Les réveillons à Paris, la coutume de se retrouver avait repris sa place, à l’époque toute la famille s’était retrouvée dans la région parisienne après l’exode, d’immenses tablées chez les uns ou les autres, c’était le moment de la nostalgie, les jeunes avaient déjà pris leurs repères dans ce pays qu’ils ne connaissaient pas en arrivant et qu’ils apprenaient à connaître très vite, les plus âgés, enfin âgés tout est relatif, mes parents étaient loin de leur cinquante ans, oui eux se racontaient leur vie sur cette terre d’Algérie, un déchirement à chaque fois. La sœur de maman habitait (et habite encore) Clamart depuis longtemps bien avant l’indépendance, elle faisait le lien entre la vie passée là-bas et celle qu’ils allaient découvrir, lorsque je repense aux efforts qu’elle a du faire à l’arrivée des rapatriés je suis admirative, je ne sais pas si nous le ferions maintenant, elle hébergeait toute sa famille dans son petit appartement, évidemment il y avait des heurts, mais elle assumait. Je me souviens être passée chez elle un soir un peu tard, les matelas étaient parterre, un vrai dortoir, en attendant de trouver le logement rare à Paris, les marchands de sommeil existaient déjà, les loyers étaient prohibitifs pour un logement pourri.
Alors dès qu’une famille était installée dans son appartement, nous nous retrouvions pour les fêtes de fin d’année. Mon arrière grand-mère regardait les siens avec un œil fatigué mais heureux, les montecaos trônaient sur la table, pour elle c’était important et surtout nous étions tous vivants, personne ne manquait, des bébés nés ici étaient venus agrandir sa famille, arrière-arrière grand-mère. Nous pouvions rêver à une vie plus tranquille, sans violence. L’année qui s’annonçait ne pouvait qu’être meilleure, contrairement à maintenant.

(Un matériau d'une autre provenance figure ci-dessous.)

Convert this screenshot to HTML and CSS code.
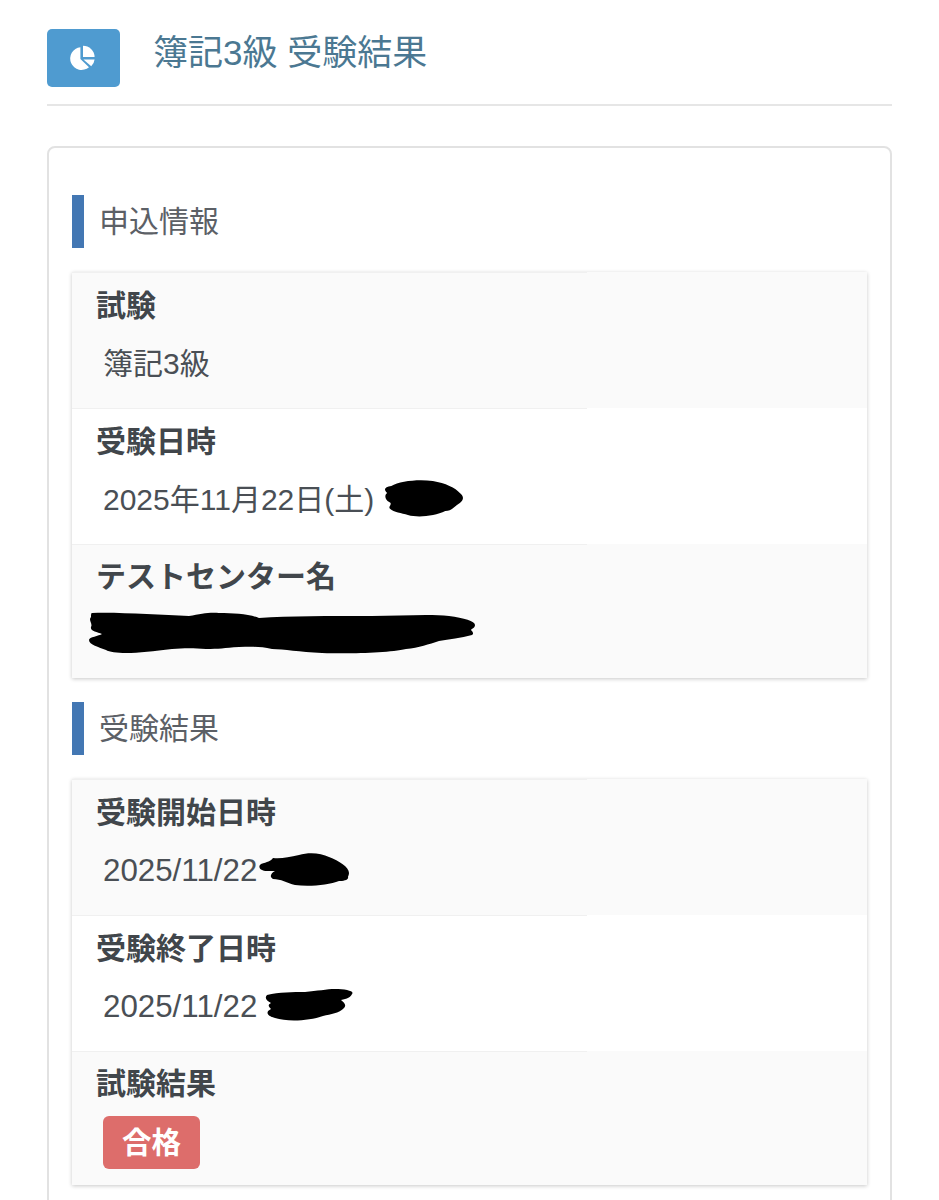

Les réveillons du Berry, années bénies pour nous, de nouveau nous étions réunis mais moins nombreux, la famille s’était dispersée aux quatre coins de la France, ma grand-mère était partie, elle repose à Peyruis dans le midi. Nous nous réunissions surtout pour Noël, le réveillon du nouvel an était consacré aux amis.
Notre grand souci, trouver un restaurant correct qui organisait un réveillon, et nos tenues, à l’époque nous portions des robes ou des jupes longues pour les fêtes, mais lorsque j’y repense nous devions ressembler à un vol d’hirondelles, nous étions toutes habillées en noir et blanc, le brushing impeccable bien laqué, pour certaines d’entre nous, la visite chez l’esthéticienne pour un maquillage, c’était le grand jeu.
Il y a eu des réveillons inoubliables et d’autres ratés, des réveillons dans un restaurant au fin fond de la Creuse, la neige qui s’était invitée et des retours pénibles. Je pense que je préférais nos repas organisés chez les uns et les autres, des moments que nous nous racontons encore lorsque nous sommes ensembles à La Châtre.

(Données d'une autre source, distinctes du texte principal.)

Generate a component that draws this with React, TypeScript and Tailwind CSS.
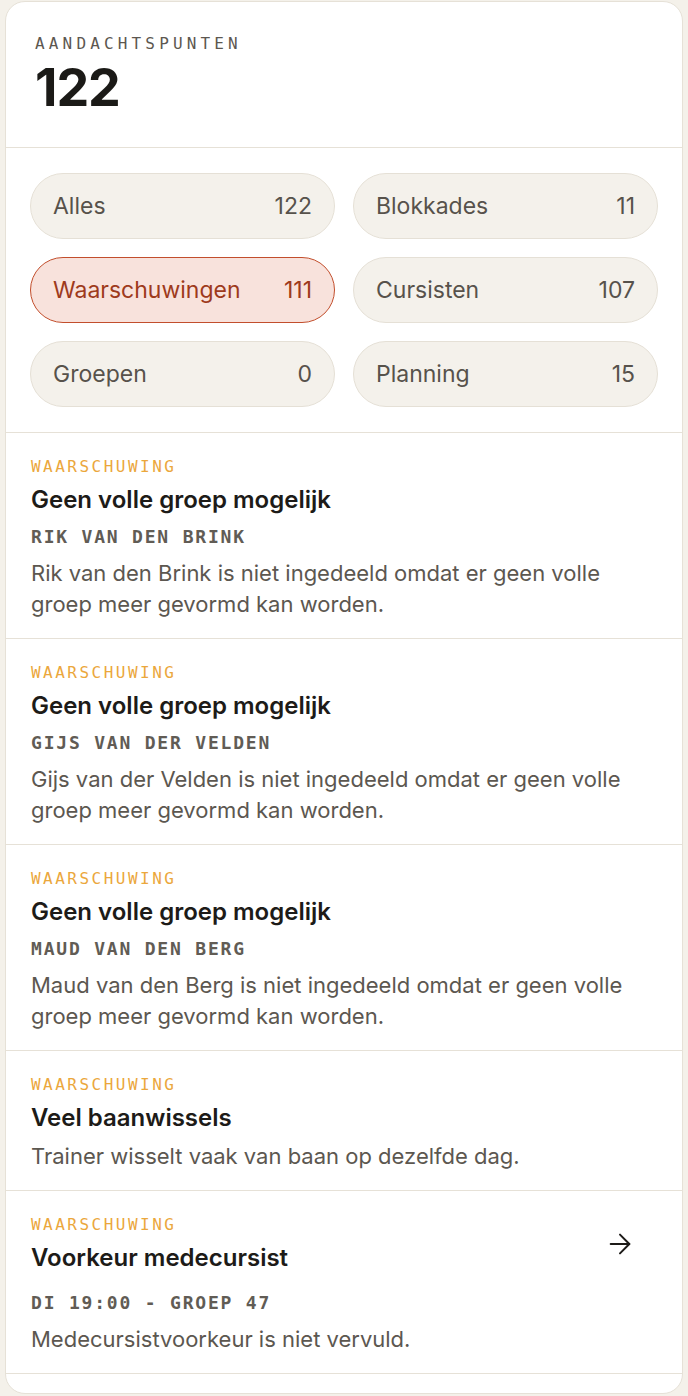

Les réveillons en Bretagne, tout a radicalement changé, nous étions loin les uns des autres, et nous avions à notre tour des petits enfants, d’autres noyaux s’étaient formés, il y avait aussi beaucoup de disparitions, mes parents étaient devenus les plus anciens de la famille, mes cousins, cousines ont fait leur vie bien loin de nous, nous ne nous voyons plus ou très rarement, ainsi va la vie. Mon père est parti, maman va avoir 91 ans, tous les souvenirs d’Algérie sont dans notre mémoire, nous sommes les derniers dépositaires. Mes enfants ont leurs amis, ils font exactement ce que nous faisions à leur âge, ils passent le réveillon avec leurs copains, ce soir nous sommes seuls, mais sans tristesse, du moment que ceux que nous aimons sont heureux autour de nous, cela ne va pas nous empêcher de faire sauter un bouchon de champagne, j’ai préparé un bon repas, à minuit nous nous souhaiterons une bonne année en attendant que le téléphone sonne.
En espérant que la fin de 2012 verra la fin de mes ennuis, mais je vais prononcer les mots à la mode en ce moment « Surtout ne lâche rien ». Je suis née optimiste, rien ne viendra entamer cette joie de vivre. Hier j’entendais sur la 5 que la vie est souvent tragique mais qu’avec de l’humour on peut tout digérer, c’est mon cas. Riez, riez autant que vous pouvez, c’est le meilleur remède.




Alors santé, on trinque, et à l’année prochaine.  Bises à tous.  Bye MClaire.



Dessin :



Si cela avait été possible j’aurais pu vendre sur EBay cette année 2010, mais personne n’aurait été acheteur, trop de tracas. J’ai même pas réussi à gagner trois numéros au loto !! Pas grave, je m’appelle Esperanza.